I urge my colleagues to support this important anticrime bill.

Exhibit 1

Department of the Treasury,
Washington, DC, October 8, 1998.

Hon. Alfonse D'Amato,
Chairman, Senate Committee on Banking, Housing, and Urban Affairs, Washington, DC.

Dear Mr. Chairman: During the course of this year we have been following a bill introduced by Congresswoman Velazquez, the `Money Laundering and Related Financial Crimes Strategy Act' (H.R. 1756). On June 16, the Treasury Department provided testimony on H.R. 1756 indicating support for the bill's overall goals and objectives.

We continue to support these goals. We appreciate that Congresswoman Velazquez's bill recognizes the scope of the money laundering problem, and attempts to develop a mechanism to address these challenges. Developing an anti-money laundering strategy could prove useful in setting priorities and communicating them to Congress and the public. Moreover, money laundering enforcement is complex and resource-intensive. Enforcement of money laundering laws could benefit from proper coordination among federal, state, and local law enforcement.
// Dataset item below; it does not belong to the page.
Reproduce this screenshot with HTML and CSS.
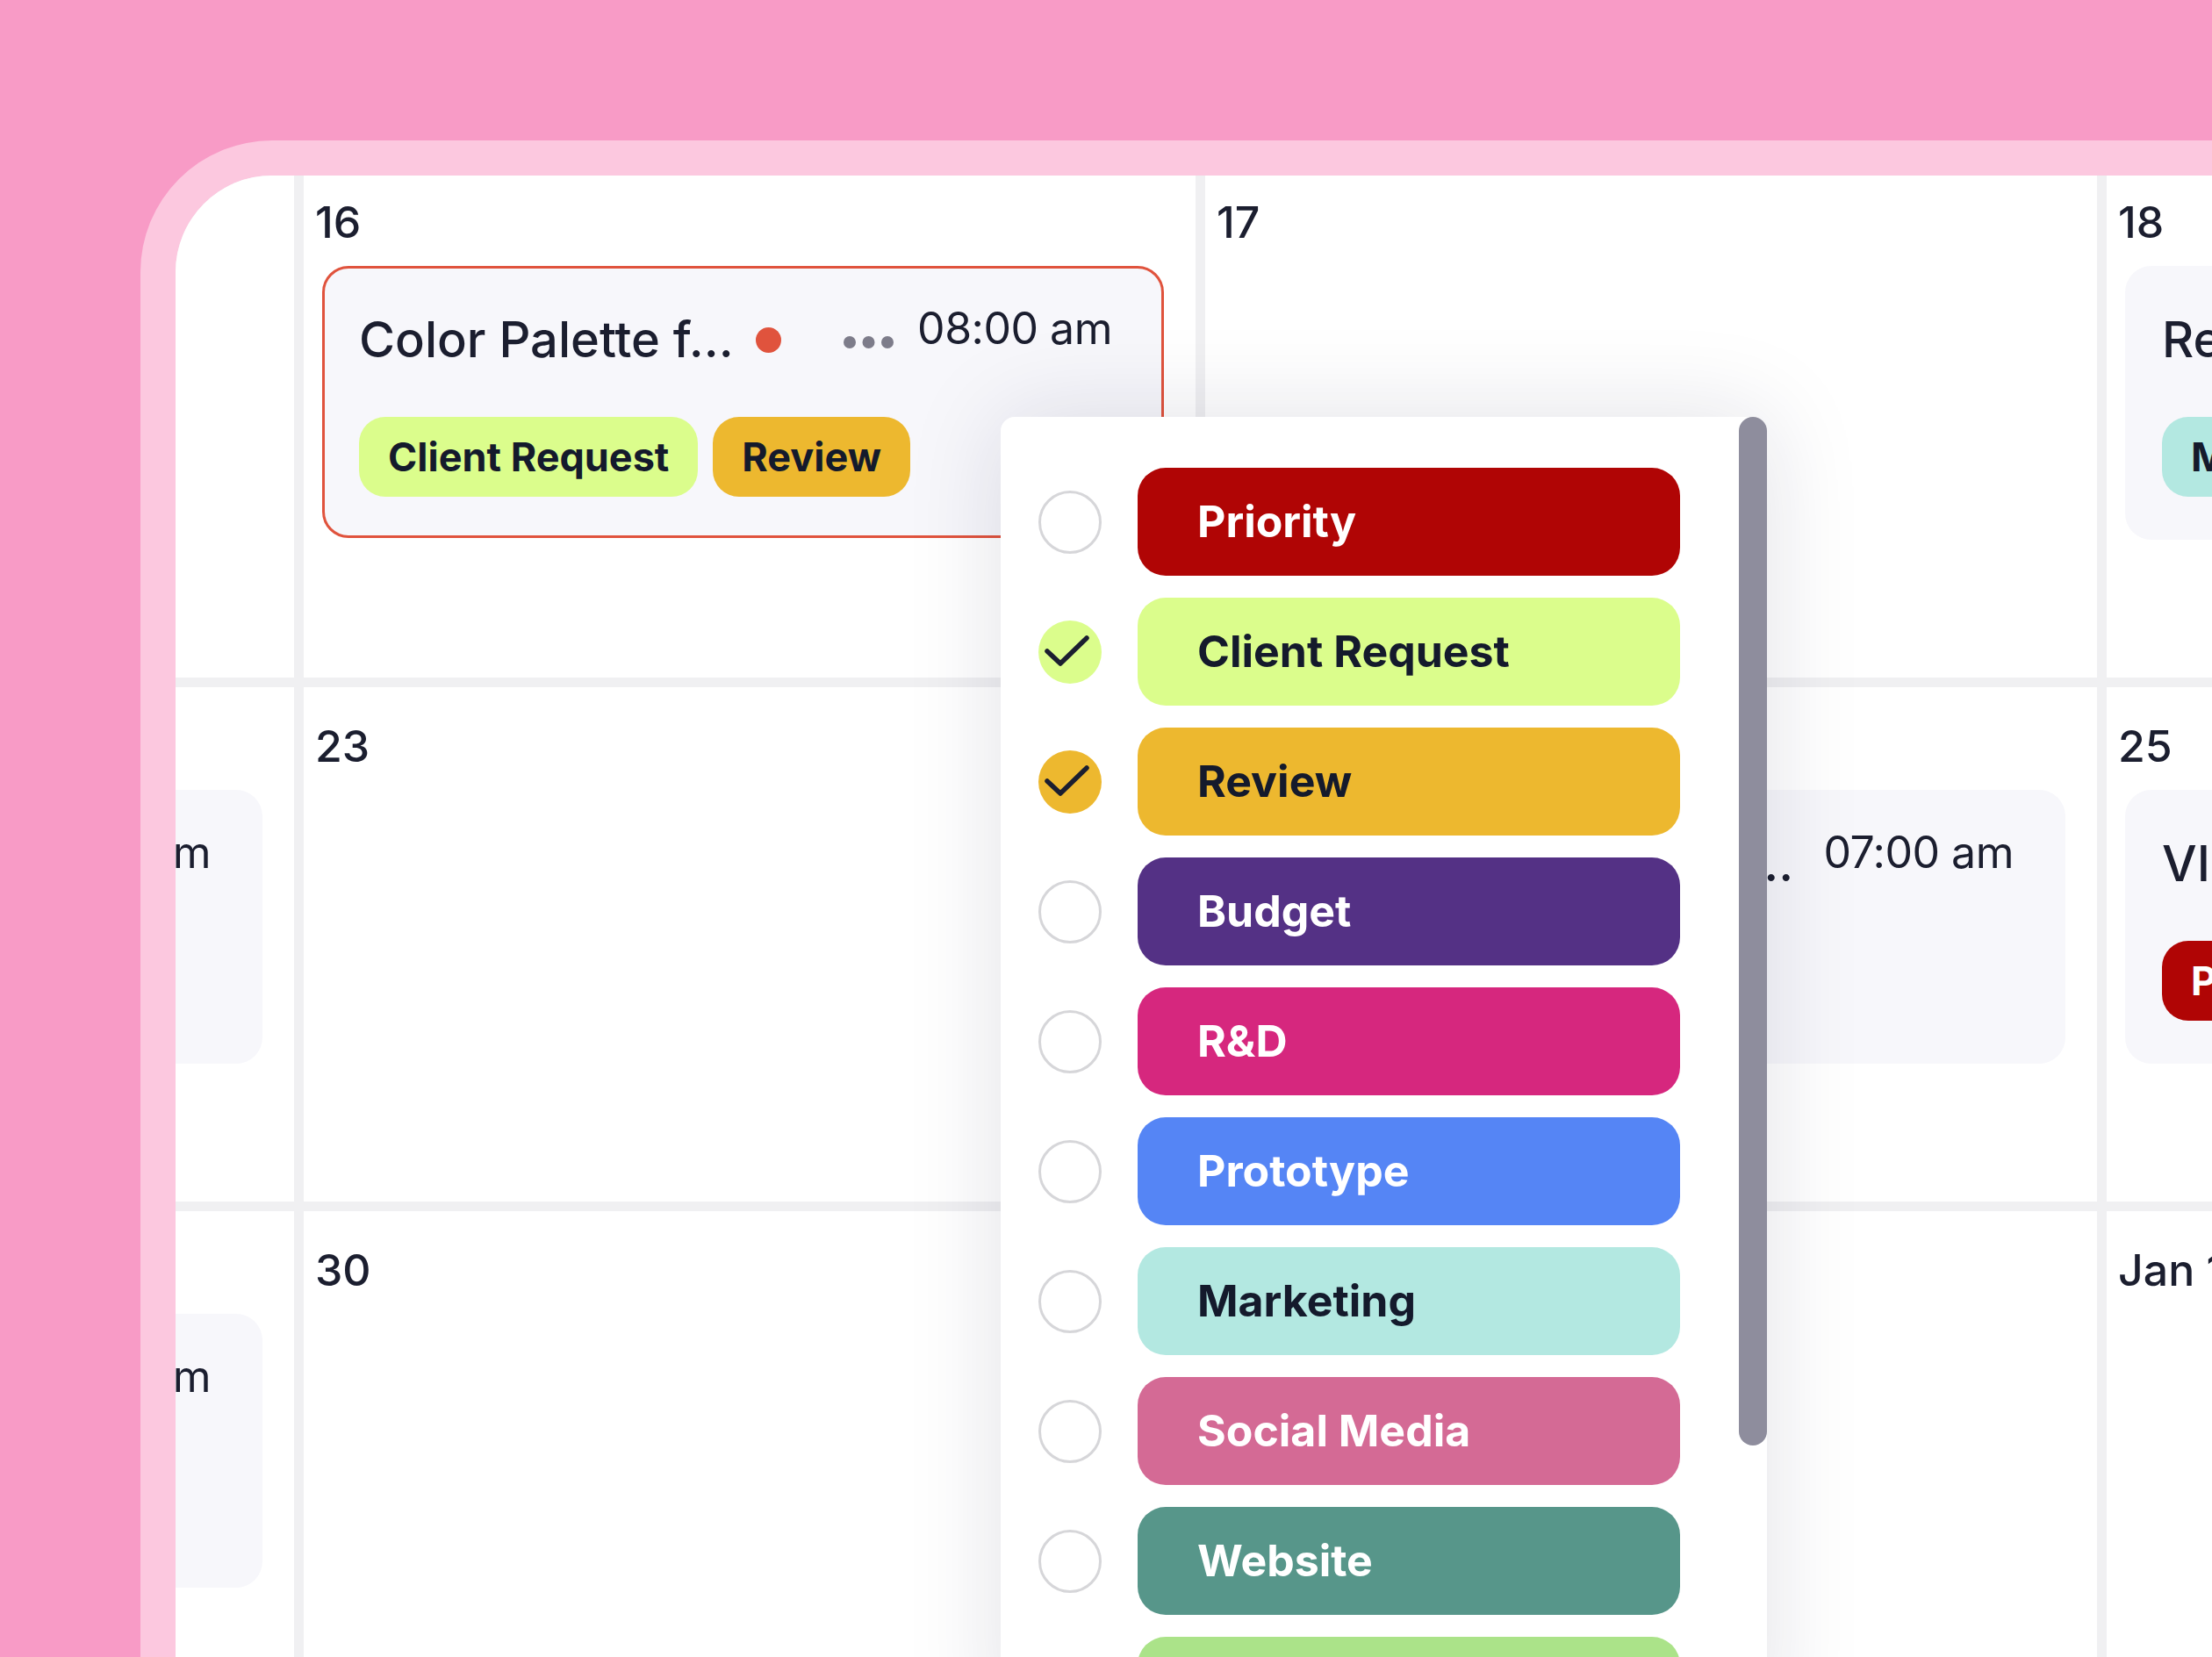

We also appreciate the bill's goal of providing additional resources for state and local antimoney laundering activities. Financial crime investigations are complex and require specialized expertise, as well as resource commitments to follow leads that often take time to develop. Cases themselves may span years and are information-intensive. Because of this, state and local law enforcement could benefit from additional resources and expertise to fully join the fight against money laundering.

We look forward to continuing to work with you and your Committee in combating money laundering and other financial crimes.


James E. Johnson,
Under Secretary (Enforcement).

Mr. CRAIG. Mr. President, I ask unanimous consent that amendment be agreed to, the bill considered read a third time and passed, the motion to reconsider be laid upon the table, and any statements relating to the bill be printed in the Record.

The PRESIDING OFFICER. Without objection, it is so ordered.

The amendment (No. 3828) was agreed to.

The bill (H.R. 1756), as amended, was passed.